■ GIVEN EXERCISE
Check every line below for the word "components" and copy each one that has it.
━━ INFORMATION PROVIDED
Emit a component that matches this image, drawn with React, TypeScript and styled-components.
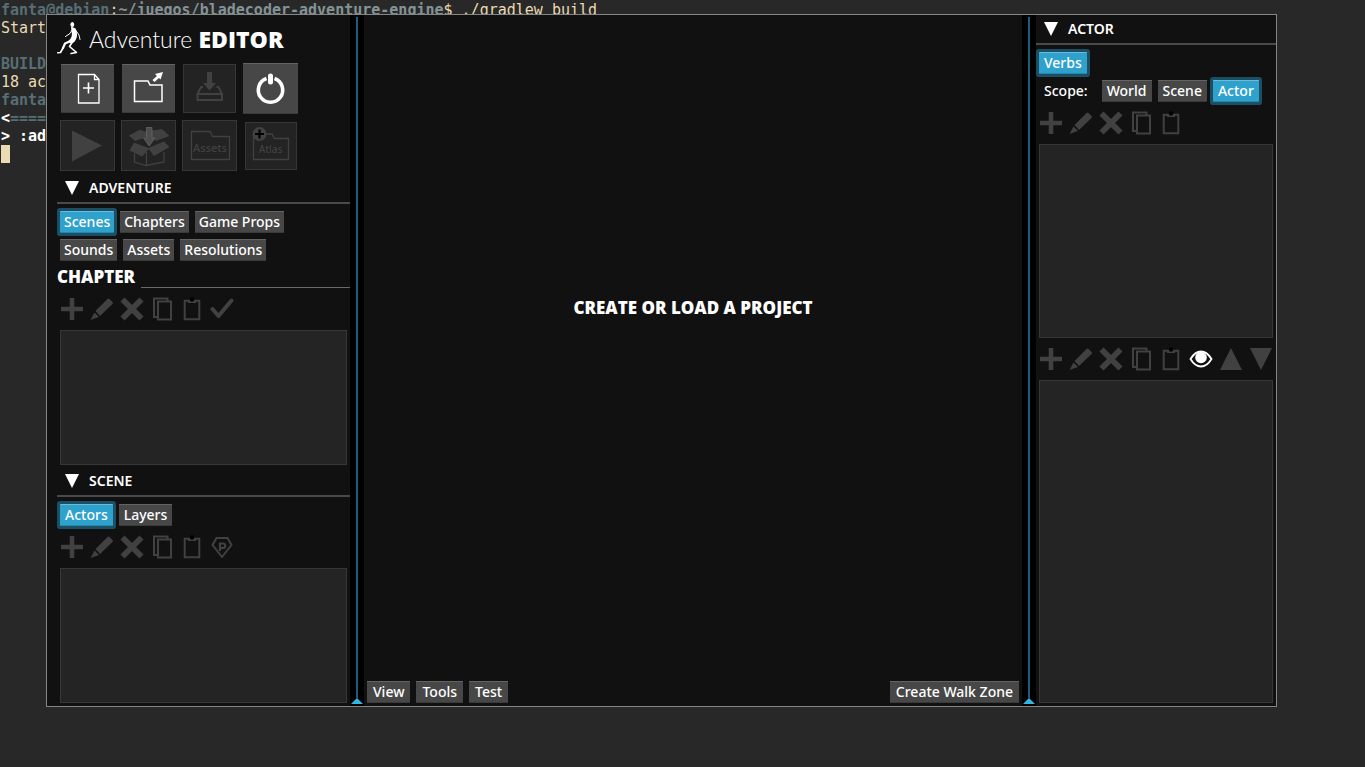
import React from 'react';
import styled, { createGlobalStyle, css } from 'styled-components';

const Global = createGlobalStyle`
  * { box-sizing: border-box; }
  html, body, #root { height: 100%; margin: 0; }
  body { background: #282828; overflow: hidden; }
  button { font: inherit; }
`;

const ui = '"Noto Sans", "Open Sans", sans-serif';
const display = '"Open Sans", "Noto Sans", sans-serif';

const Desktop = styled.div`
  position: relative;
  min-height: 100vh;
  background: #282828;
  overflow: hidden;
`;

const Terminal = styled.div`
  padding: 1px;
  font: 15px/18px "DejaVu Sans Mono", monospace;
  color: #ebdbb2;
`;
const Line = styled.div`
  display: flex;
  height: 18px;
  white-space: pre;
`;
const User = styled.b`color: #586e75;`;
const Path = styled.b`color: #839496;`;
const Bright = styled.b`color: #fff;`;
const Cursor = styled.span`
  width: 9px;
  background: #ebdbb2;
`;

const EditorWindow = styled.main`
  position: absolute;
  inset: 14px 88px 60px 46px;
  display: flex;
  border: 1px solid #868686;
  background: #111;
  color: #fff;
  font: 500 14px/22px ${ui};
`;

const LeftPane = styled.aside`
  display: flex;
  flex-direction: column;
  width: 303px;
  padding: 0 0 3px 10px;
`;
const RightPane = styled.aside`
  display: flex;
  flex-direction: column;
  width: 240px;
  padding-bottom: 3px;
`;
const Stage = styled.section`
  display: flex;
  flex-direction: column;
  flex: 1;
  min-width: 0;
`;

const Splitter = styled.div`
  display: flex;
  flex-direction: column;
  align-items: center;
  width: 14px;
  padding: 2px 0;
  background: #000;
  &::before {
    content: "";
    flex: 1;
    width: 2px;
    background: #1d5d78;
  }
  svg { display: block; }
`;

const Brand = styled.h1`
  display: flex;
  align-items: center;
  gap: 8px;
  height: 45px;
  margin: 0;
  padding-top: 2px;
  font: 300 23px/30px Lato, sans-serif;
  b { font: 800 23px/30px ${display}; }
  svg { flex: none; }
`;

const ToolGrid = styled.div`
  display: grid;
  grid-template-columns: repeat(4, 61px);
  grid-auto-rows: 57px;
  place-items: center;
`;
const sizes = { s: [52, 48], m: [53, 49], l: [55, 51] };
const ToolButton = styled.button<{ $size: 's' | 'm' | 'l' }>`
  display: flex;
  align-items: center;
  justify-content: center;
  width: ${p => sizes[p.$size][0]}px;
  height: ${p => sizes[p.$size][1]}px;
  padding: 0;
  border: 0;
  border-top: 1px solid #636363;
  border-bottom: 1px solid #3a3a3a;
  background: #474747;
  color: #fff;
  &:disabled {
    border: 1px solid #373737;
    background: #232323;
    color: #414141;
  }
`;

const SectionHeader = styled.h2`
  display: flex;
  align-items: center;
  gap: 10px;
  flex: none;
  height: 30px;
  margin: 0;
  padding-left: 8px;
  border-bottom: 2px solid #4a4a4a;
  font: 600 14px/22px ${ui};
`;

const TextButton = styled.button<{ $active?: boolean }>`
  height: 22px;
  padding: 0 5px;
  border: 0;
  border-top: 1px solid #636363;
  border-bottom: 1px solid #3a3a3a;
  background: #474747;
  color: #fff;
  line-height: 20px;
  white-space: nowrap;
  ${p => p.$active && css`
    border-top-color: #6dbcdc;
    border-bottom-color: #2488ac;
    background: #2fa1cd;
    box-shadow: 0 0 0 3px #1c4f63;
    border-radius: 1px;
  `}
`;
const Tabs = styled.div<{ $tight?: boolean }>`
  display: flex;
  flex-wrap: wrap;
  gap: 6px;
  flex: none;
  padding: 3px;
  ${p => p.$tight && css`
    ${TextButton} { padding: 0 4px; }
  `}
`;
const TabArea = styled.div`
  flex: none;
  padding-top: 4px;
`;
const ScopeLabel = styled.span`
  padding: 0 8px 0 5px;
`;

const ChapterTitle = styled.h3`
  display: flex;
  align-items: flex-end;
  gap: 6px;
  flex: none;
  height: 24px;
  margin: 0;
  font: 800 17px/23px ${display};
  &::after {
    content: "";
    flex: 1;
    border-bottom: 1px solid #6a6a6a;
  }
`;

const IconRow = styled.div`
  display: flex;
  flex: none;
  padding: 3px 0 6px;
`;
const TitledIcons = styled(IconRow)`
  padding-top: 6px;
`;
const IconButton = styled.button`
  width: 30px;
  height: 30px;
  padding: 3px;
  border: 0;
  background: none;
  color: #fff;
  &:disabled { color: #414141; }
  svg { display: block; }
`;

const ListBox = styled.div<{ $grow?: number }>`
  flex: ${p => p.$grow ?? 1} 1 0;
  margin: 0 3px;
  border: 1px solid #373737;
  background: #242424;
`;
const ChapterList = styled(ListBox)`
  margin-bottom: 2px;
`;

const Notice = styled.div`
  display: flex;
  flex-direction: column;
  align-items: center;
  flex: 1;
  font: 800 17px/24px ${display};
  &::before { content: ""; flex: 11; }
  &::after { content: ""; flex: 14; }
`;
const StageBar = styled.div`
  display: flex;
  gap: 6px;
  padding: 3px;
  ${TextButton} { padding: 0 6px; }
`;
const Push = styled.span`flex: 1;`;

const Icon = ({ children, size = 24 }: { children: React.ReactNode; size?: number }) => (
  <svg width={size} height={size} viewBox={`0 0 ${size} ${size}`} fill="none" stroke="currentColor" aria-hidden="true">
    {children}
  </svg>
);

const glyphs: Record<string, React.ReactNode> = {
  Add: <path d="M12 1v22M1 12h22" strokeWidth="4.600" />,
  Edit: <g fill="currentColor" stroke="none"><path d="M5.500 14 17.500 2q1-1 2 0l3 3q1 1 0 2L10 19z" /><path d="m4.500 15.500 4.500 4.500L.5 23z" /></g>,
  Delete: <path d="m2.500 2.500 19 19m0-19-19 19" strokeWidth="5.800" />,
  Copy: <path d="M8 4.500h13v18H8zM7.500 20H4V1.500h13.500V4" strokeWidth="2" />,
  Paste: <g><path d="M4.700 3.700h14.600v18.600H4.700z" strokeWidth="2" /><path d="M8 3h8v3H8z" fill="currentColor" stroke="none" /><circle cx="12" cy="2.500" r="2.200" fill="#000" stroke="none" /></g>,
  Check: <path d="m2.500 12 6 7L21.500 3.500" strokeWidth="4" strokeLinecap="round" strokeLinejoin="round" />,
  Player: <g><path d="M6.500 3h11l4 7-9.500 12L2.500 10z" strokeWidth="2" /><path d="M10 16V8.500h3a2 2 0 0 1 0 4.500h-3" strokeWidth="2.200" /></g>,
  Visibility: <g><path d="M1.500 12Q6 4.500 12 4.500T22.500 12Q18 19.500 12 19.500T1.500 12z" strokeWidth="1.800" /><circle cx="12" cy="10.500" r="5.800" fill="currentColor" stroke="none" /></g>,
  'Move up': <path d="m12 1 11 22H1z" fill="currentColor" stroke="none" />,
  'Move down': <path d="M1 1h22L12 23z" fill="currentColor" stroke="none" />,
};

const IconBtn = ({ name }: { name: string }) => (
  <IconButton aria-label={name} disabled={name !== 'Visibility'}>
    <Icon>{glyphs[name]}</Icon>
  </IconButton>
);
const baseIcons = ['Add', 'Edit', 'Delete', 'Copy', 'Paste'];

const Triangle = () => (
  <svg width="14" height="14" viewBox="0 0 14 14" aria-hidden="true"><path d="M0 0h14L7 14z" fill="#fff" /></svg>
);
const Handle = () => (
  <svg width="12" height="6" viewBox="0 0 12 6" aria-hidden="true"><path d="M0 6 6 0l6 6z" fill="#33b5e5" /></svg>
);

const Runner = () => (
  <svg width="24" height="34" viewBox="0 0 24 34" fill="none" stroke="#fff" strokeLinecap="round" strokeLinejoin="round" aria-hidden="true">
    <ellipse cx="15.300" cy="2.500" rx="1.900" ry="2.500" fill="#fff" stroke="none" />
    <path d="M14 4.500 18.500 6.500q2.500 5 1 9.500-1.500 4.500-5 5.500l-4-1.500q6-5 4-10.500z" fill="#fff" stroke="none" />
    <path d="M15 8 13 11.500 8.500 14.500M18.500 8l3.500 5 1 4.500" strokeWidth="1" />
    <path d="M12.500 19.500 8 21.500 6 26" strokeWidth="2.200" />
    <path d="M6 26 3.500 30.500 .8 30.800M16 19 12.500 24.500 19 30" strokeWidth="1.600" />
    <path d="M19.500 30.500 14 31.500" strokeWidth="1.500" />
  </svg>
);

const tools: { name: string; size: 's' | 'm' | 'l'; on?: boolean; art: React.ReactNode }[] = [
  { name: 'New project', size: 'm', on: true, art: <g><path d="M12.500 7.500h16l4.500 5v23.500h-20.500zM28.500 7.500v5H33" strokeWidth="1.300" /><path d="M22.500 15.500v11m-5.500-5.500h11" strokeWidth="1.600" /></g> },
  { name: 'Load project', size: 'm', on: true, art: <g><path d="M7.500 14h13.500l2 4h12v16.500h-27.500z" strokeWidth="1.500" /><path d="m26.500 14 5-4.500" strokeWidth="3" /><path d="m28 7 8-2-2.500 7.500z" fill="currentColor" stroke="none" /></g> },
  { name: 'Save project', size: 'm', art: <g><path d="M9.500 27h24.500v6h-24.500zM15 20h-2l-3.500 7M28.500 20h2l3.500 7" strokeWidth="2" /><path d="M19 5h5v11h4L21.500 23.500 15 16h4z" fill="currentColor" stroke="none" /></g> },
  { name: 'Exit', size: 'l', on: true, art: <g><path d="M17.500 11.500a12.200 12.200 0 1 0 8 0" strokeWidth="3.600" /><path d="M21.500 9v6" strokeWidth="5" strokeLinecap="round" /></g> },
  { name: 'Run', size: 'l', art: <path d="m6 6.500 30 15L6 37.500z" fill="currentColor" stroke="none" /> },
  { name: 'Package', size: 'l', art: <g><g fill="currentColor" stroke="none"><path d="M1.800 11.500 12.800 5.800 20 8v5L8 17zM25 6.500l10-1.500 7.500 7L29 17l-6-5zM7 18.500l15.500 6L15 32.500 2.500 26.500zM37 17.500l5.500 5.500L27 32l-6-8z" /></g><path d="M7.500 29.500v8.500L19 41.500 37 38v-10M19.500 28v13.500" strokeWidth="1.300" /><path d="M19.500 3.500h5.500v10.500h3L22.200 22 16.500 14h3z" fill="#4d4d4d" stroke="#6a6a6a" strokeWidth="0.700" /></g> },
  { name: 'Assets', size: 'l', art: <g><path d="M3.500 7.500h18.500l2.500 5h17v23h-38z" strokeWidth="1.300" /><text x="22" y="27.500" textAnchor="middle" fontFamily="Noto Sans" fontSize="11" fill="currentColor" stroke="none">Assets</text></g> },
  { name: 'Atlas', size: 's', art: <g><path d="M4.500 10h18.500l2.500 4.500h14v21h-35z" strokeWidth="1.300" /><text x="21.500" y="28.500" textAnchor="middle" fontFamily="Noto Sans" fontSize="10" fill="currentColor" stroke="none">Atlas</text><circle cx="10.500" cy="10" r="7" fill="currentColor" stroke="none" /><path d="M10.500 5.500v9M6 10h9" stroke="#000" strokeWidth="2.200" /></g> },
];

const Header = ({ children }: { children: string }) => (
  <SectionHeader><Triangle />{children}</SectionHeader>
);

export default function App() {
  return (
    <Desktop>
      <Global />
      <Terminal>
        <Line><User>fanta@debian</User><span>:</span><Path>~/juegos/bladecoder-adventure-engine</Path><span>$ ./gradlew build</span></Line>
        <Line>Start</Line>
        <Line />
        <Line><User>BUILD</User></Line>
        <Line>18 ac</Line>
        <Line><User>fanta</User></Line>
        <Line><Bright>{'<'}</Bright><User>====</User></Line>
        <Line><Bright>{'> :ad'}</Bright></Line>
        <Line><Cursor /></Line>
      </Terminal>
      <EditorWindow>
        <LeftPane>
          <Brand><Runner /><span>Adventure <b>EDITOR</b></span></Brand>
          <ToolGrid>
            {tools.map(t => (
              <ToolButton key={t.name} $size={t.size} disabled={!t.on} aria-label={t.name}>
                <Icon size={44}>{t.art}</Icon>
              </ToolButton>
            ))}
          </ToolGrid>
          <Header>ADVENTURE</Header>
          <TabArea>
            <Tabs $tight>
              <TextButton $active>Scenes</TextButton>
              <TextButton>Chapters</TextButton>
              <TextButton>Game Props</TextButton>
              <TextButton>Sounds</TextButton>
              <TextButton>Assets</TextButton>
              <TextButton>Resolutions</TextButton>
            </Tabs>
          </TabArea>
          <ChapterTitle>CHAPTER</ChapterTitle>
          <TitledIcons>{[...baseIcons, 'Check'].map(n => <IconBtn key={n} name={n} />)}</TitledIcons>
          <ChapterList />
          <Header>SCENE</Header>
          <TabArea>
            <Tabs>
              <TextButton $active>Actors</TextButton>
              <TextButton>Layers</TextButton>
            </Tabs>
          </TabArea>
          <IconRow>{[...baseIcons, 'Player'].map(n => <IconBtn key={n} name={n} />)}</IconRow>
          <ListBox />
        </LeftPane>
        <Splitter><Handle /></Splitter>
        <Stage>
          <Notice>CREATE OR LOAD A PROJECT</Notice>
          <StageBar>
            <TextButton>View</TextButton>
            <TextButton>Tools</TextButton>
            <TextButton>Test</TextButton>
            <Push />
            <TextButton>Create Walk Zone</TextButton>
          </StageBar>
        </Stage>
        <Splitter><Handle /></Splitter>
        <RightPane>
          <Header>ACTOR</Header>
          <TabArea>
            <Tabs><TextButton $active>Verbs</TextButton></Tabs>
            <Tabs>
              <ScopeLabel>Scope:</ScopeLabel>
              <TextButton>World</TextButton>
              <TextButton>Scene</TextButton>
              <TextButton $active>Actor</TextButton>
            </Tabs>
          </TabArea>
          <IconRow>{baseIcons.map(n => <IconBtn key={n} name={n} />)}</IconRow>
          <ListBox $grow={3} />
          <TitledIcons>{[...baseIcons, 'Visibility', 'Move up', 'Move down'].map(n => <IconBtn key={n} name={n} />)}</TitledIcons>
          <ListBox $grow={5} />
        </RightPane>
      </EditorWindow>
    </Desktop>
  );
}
━━━━
■ PROBLEM SOLUTION
Emit a component that matches this image, drawn with React, TypeScript and styled-components.
import styled, { createGlobalStyle, css } from 'styled-components';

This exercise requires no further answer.